Even though the cooperation with Reacher Apparels2 was (and is) going great, we were still bothered that we can’t sew in Poland if we want to go Fairtrade. Sure – choosing sewing rooms on our own, investigating their attitude to workers' rights, labor law, and environmental laws have always been an option. But still, none of them were Fair Trade Coalition certified (i.e. our clothes could not be certified, and therefore – would not support the economies of the countries that need it most). The sewing rooms we have always been working with on a daily basis are small family businesses – they do not apply for such „a high honors” as the Fairtrade certificate. They are also artists who sew on a small scale – they simply pursue their passion. Huge factories that could go for the Fairtrade certificate don't do it at all. Why?

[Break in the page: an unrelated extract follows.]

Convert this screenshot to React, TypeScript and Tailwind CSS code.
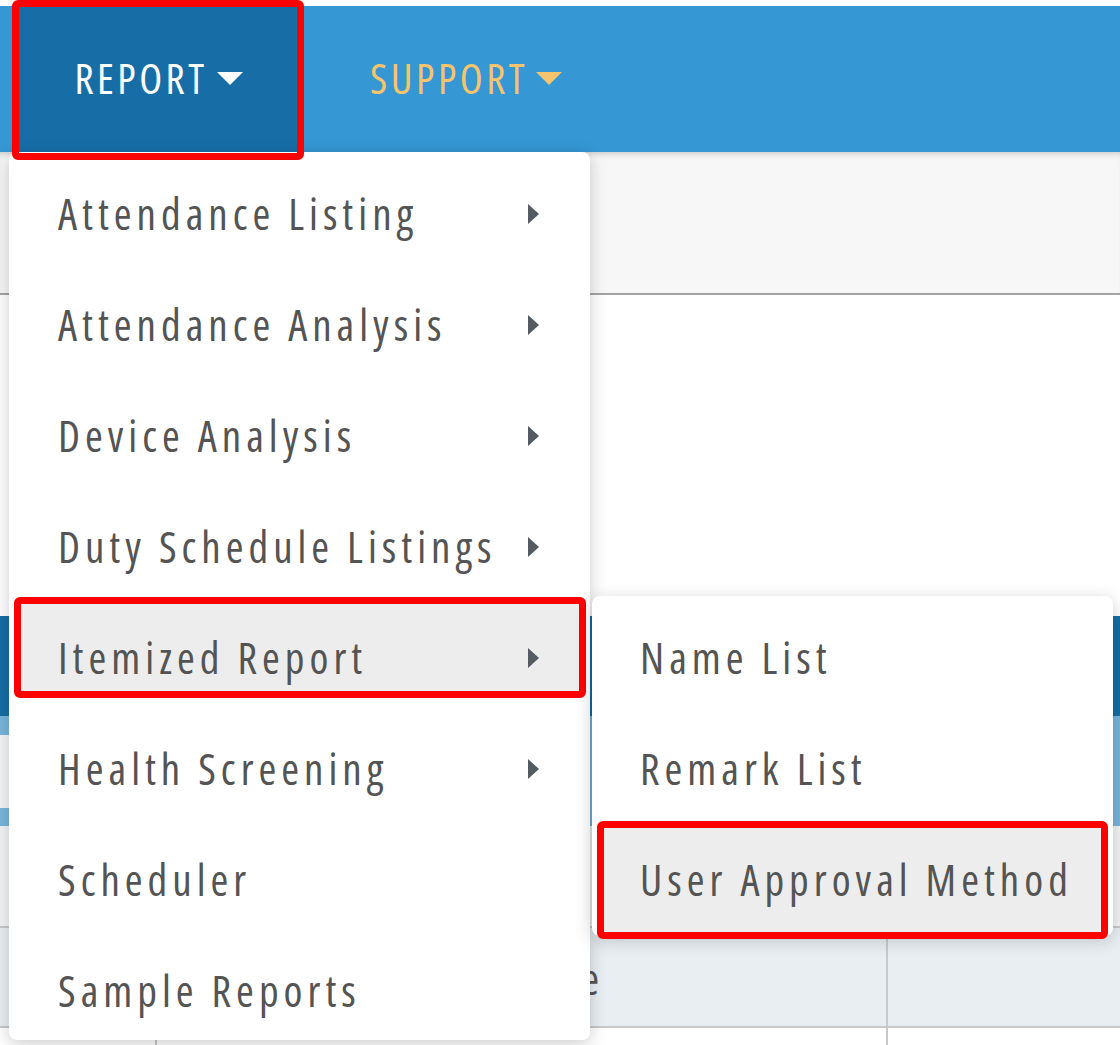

Made in Poland” not always stands for „better”

And here the history begins to speed up – it was about two years ago when Polish seamstresses started talking about the backstage of their work, although the first information on poor conditions in sewing rooms had already appeared a little earlier. At the beginning, the women were very wary in telling their stories (because who would like to have their face associated with humiliating events) and reluctant to call things by their names and speak directly – I was exploited, my rights were violated, I was afraid. In interviews and reports, done among others by Grażyna Latos in cooperation with the Kupuj Odpowiedzialnie Foundation3, the first texts were written and published. It was reported that women in Polish sewing rooms experience mobbing, intimidation and humiliation. Health and safety standards are violated – employees work in unventilated rooms, sit on unadapted chairs – several hours a day. Even if they do have work contacts, extra hours are not paid and may be reimbursed only with "days off" – if the management allows it. Employees work in diapers as they are accounted for every visit in a toilet. They work for a few zlotys per hour.



Let’s speak the voice of those who can’t speak

We cannot say that we know how Polish seamstresses feel – none of us walk n their shoes. But we can still try to understand them and do our best to fight against wicked working conditions and exploitation. Where should we start? Let’s listen to the experts. We trust the Kupuj Odpowiedzialnie Foundation – we trust in their reports and projects. We check where our clothes are made, we ask bold questions to producers – also on social media (although it may seem “jejune”, believe it – it changes a lot).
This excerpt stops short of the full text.